Die Diskussion soll auf vier Schienen ablaufen. Online kann man sich auf der Website www.zukunftsprogramm.at informieren; wer aktiv mitarbeiten will, muss sich als Gast-Mitglied registrieren. Für lokale Veranstaltungen gibt es einen Leitfaden für Gemeinden und Bezirke. Als dritte Schiene sind Mitgliederräte vorgesehen, wo nach irischem Vorbild 60 ausgewählte Mitglieder und zehn Gastmitglieder diskutieren. Schließlich sei auch ein Austausch mit der Zivilgesellschaft vorgesehen, NGO-Mitglieder können dabei auch Blog-Beiträge liefern.
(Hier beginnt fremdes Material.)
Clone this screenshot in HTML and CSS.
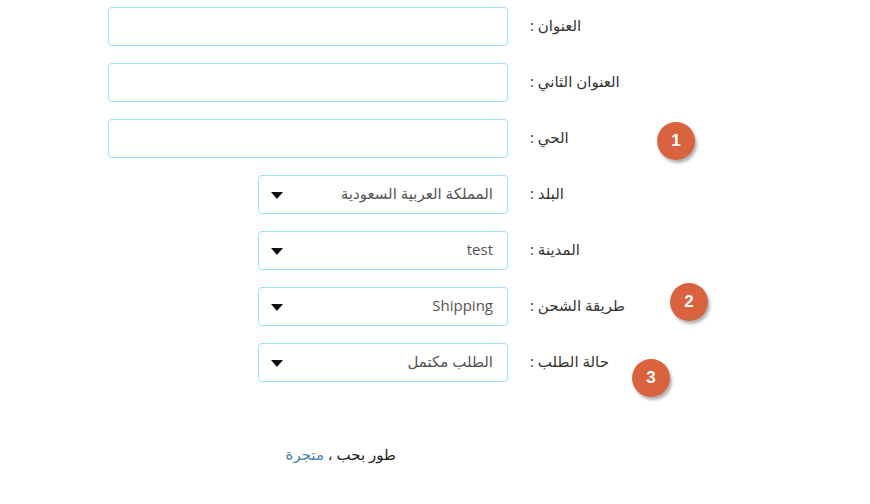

Im Mai sollen diese Inputs ausgewertet und der Entwurf dann im Juni einer Mitgliederbefragung unterzogen werden. Diese soll nicht nur online, sondern auch per Brief und in Wahllokalen erfolgen. Wenn trotz der intensiven Einbindung der Mitglieder ein Nein herauskommen sollte, "dann reden wir weiter", meinte Kern. Für den SPÖ-Vorsitzenden geht es aber vor allem um die Berücksichtigung der Bedürfnisse der Mitglieder und um Mobilisierung und Partizipation. Seit Juni 2016 hat die SPÖ rund 7.000 neue Mitglieder gewonnen, davon knapp 2.200 Gastmitglieder. Erstmals seit langem ist der Mitgliedersaldo wieder positiv.

Wahl des Parteivorsitzenden nach britischem Vorbild?

In diesem Zusammenhang schloss Kern auch nicht aus, dass im Zuge der Organisationsreform künftig im Statut die Urwahl des Parteivorsitzenden durch die Mitglieder nach britischem Vorbild verankert wird. Konkretisieren will die SPÖ im Statut jedenfalls, dass schlagende Burschenschafter nicht gleichzeitig SPÖ-Mitglieder sein können. In einem Seitenhieb warf Kern hier der FPÖ und den Burschenschaftern vor, dass eine Unterwanderung der staatlichen Organe durch Geheimbünde drohe. Als Beispiel nannte er die Uni-Räte, in die die FPÖ Menschen "am Rande der Rechtsradikalität" entsenden wolle.

Nach der verlorenen Nationalratswahl will die SPÖ auch ihre Kampagnenfähigkeit abseits der klassischen Medien stärken. Kern gestand hier zu, dass die SPÖ in diesem Bereich vor allem gegenüber der FPÖ Aufholbedarf habe. Neben der Stärkung der digitalen Präsenz gehe es aber auch um die Aktivierung der Mitglieder und eine Stärkung der regionalen Strukturen. Die personelle Erneuerung habe die SPÖ bereits eingeleitet.

Kern geht davon aus, dass sein geschäftsführender Klubobmann Andreas Schieder trotz seiner Niederlage in der Kampfabstimmung um die Führung der Wiener SPÖ im Amt bleibt. Man könne nicht die politische Existenz verlieren, weil man eine demokratische Abstimmung verloren hat. Und Spekulationen um seinen eigenen Rücktritt bezeichnete Kern als "völligen Schwachsinn".